DATASET EXCERPT
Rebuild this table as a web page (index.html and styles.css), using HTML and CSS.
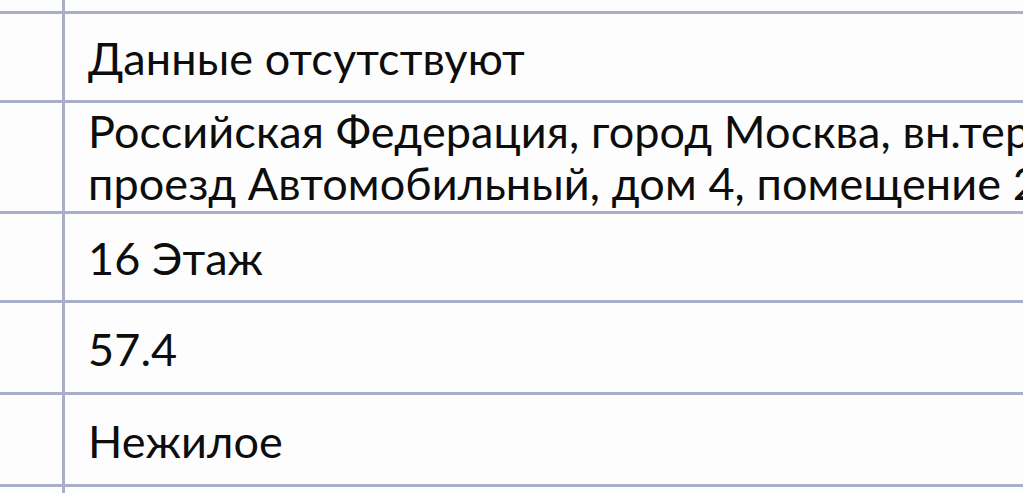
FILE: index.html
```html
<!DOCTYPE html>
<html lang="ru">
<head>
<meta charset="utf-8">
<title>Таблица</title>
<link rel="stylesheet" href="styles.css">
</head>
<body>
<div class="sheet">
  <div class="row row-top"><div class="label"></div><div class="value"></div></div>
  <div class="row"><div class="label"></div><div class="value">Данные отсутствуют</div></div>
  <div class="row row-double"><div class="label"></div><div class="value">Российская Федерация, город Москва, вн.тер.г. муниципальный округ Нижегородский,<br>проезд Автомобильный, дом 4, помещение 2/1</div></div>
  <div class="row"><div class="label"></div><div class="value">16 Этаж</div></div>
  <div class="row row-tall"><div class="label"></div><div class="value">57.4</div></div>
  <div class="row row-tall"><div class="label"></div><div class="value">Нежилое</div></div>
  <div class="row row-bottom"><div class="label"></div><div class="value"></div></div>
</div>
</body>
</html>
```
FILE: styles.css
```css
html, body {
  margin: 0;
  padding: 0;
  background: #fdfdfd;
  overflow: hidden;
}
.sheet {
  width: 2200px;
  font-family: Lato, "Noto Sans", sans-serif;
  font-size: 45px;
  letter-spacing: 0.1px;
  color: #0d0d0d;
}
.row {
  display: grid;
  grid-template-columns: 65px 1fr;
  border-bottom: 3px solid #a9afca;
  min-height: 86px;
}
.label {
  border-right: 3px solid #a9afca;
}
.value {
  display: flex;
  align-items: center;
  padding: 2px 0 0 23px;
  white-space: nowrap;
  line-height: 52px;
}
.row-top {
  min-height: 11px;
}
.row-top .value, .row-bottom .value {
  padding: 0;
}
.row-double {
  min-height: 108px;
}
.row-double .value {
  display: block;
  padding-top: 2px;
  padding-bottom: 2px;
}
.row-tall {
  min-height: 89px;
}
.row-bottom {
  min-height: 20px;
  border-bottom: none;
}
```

EXERCISE DESCRIPTION
Leave out the pictures and transcribe everything else exactly.

COMPLETED TASK
Rebuild this table as a web page (index.html and styles.css), using HTML and CSS.
FILE: index.html
```html
<!DOCTYPE html>
<html lang="ru">
<head>
<meta charset="utf-8">
<title>Таблица</title>
<link rel="stylesheet" href="styles.css">
</head>
<body>
<div class="sheet">
  <div class="row row-top"><div class="label"></div><div class="value"></div></div>
  <div class="row"><div class="label"></div><div class="value">Данные отсутствуют</div></div>
  <div class="row row-double"><div class="label"></div><div class="value">Российская Федерация, город Москва, вн.тер.г. муниципальный округ Нижегородский,<br>проезд Автомобильный, дом 4, помещение 2/1</div></div>
  <div class="row"><div class="label"></div><div class="value">16 Этаж</div></div>
  <div class="row row-tall"><div class="label"></div><div class="value">57.4</div></div>
  <div class="row row-tall"><div class="label"></div><div class="value">Нежилое</div></div>
  <div class="row row-bottom"><div class="label"></div><div class="value"></div></div>
</div>
</body>
</html>
```
FILE: styles.css
```css
html, body {
  margin: 0;
  padding: 0;
  background: #fdfdfd;
  overflow: hidden;
}
.sheet {
  width: 2200px;
  font-family: Lato, "Noto Sans", sans-serif;
  font-size: 45px;
  letter-spacing: 0.1px;
  color: #0d0d0d;
}
.row {
  display: grid;
  grid-template-columns: 65px 1fr;
  border-bottom: 3px solid #a9afca;
  min-height: 86px;
}
.label {
  border-right: 3px solid #a9afca;
}
.value {
  display: flex;
  align-items: center;
  padding: 2px 0 0 23px;
  white-space: nowrap;
  line-height: 52px;
}
.row-top {
  min-height: 11px;
}
.row-top .value, .row-bottom .value {
  padding: 0;
}
.row-double {
  min-height: 108px;
}
.row-double .value {
  display: block;
  padding-top: 2px;
  padding-bottom: 2px;
}
.row-tall {
  min-height: 89px;
}
.row-bottom {
  min-height: 20px;
  border-bottom: none;
}
```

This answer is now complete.